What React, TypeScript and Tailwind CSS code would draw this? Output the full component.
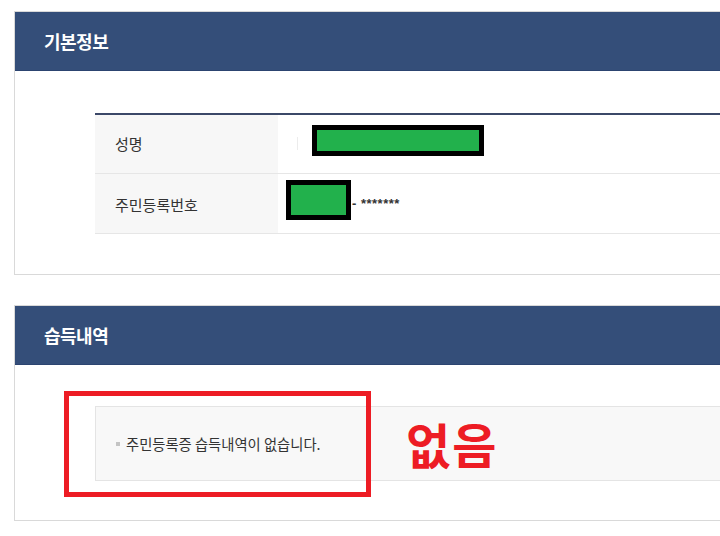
const font = { fontFamily: '"Noto Sans CJK KR", "Noto Sans", sans-serif' };

function Card({ title, children }: { title: string; children: React.ReactNode }) {
  return (
    <section className="ml-[14px] w-[780px] border border-[#d9d9d9] bg-white">
      <header className="flex h-[59px] items-center border-b border-[#2c4470] bg-[#344e79] pl-[29px]">
        <h2 className="text-[18px] font-bold tracking-[-0.5px] text-white">{title}</h2>
      </header>
      {children}
    </section>
  );
}

function Redacted({ w, h }: { w: number; h: number }) {
  return (
    <span
      className="inline-block border-[5px] border-black bg-[#22b14c]"
      style={{ width: w, height: h }}
    />
  );
}

export default function App() {
  return (
    <div className="relative h-[536px] w-[720px] overflow-hidden bg-white pt-[11px]" style={font}>
      <Card title="기본정보">
        <div className="pb-[40px] pl-[80px] pt-[42px]">
          <div className="border-t-2 border-[#3b4868]">
            <div className="flex h-[59px] border-b border-[#e6e6e6]">
              <div className="flex w-[183px] items-center bg-[#f7f7f7] pl-[20px] text-[15px] text-[#333]">
                성명
              </div>
              <div className="flex items-start pt-[10px] pl-[19px]">
                <span className="mr-[14px] mt-[12px] h-[13px] w-px bg-[#ececec]" />
                <Redacted w={172} h={31} />
              </div>
            </div>
            <div className="flex h-[60px] border-b border-[#e6e6e6]">
              <div className="flex w-[183px] items-center bg-[#f7f7f7] pl-[20px] pt-[3px] text-[15px] text-[#333]">
                주민등록번호
              </div>
              <div className="flex items-start pt-[6px] pl-[8px]">
                <Redacted w={65} h={40} />
                <span
                  className="ml-px mt-[14px] text-[13px] font-bold tracking-[0.5px] text-[#333]"
                  style={{ fontFamily: '"Liberation Sans", sans-serif' }}
                >
                  - *******
                </span>
              </div>
            </div>
          </div>
        </div>
      </Card>

      <div className="h-[30px]" />

      <Card title="습득내역">
        <div className="pb-[39px] pl-[80px] pt-[41px]">
          <div className="flex h-[75px] items-center border border-[#e4e4e4] bg-[#f8f8f8] pl-[20px]">
            <span className="mr-[6px] h-[4px] w-[4px] bg-[#c4c4c4]" />
            <span className="text-[14.3px] text-[#333]">주민등록증 습득내역이 없습니다.</span>
          </div>
        </div>
      </Card>

      <div className="pointer-events-none absolute left-[64px] top-[391px] h-[106px] w-[307px] border-[5px] border-[#ed1c24]" />
      <div className="absolute left-[406px] top-[419px] text-[48px] font-bold leading-none tracking-[2px] text-[#ed1c24]">
        없음
      </div>
    </div>
  );
}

.....

*Exercise prompt*:
Your task is to reproduce all of the material exactly. The pictures stay out.

*Solution to this exercise*:
What React, TypeScript and Tailwind CSS code would draw this? Output the full component.
const font = { fontFamily: '"Noto Sans CJK KR", "Noto Sans", sans-serif' };

function Card({ title, children }: { title: string; children: React.ReactNode }) {
  return (
    <section className="ml-[14px] w-[780px] border border-[#d9d9d9] bg-white">
      <header className="flex h-[59px] items-center border-b border-[#2c4470] bg-[#344e79] pl-[29px]">
        <h2 className="text-[18px] font-bold tracking-[-0.5px] text-white">{title}</h2>
      </header>
      {children}
    </section>
  );
}

function Redacted({ w, h }: { w: number; h: number }) {
  return (
    <span
      className="inline-block border-[5px] border-black bg-[#22b14c]"
      style={{ width: w, height: h }}
    />
  );
}

export default function App() {
  return (
    <div className="relative h-[536px] w-[720px] overflow-hidden bg-white pt-[11px]" style={font}>
      <Card title="기본정보">
        <div className="pb-[40px] pl-[80px] pt-[42px]">
          <div className="border-t-2 border-[#3b4868]">
            <div className="flex h-[59px] border-b border-[#e6e6e6]">
              <div className="flex w-[183px] items-center bg-[#f7f7f7] pl-[20px] text-[15px] text-[#333]">
                성명
              </div>
              <div className="flex items-start pt-[10px] pl-[19px]">
                <span className="mr-[14px] mt-[12px] h-[13px] w-px bg-[#ececec]" />
                <Redacted w={172} h={31} />
              </div>
            </div>
            <div className="flex h-[60px] border-b border-[#e6e6e6]">
              <div className="flex w-[183px] items-center bg-[#f7f7f7] pl-[20px] pt-[3px] text-[15px] text-[#333]">
                주민등록번호
              </div>
              <div className="flex items-start pt-[6px] pl-[8px]">
                <Redacted w={65} h={40} />
                <span
                  className="ml-px mt-[14px] text-[13px] font-bold tracking-[0.5px] text-[#333]"
                  style={{ fontFamily: '"Liberation Sans", sans-serif' }}
                >
                  - *******
                </span>
              </div>
            </div>
          </div>
        </div>
      </Card>

      <div className="h-[30px]" />

      <Card title="습득내역">
        <div className="pb-[39px] pl-[80px] pt-[41px]">
          <div className="flex h-[75px] items-center border border-[#e4e4e4] bg-[#f8f8f8] pl-[20px]">
            <span className="mr-[6px] h-[4px] w-[4px] bg-[#c4c4c4]" />
            <span className="text-[14.3px] text-[#333]">주민등록증 습득내역이 없습니다.</span>
          </div>
        </div>
      </Card>

      <div className="pointer-events-none absolute left-[64px] top-[391px] h-[106px] w-[307px] border-[5px] border-[#ed1c24]" />
      <div className="absolute left-[406px] top-[419px] text-[48px] font-bold leading-none tracking-[2px] text-[#ed1c24]">
        없음
      </div>
    </div>
  );
}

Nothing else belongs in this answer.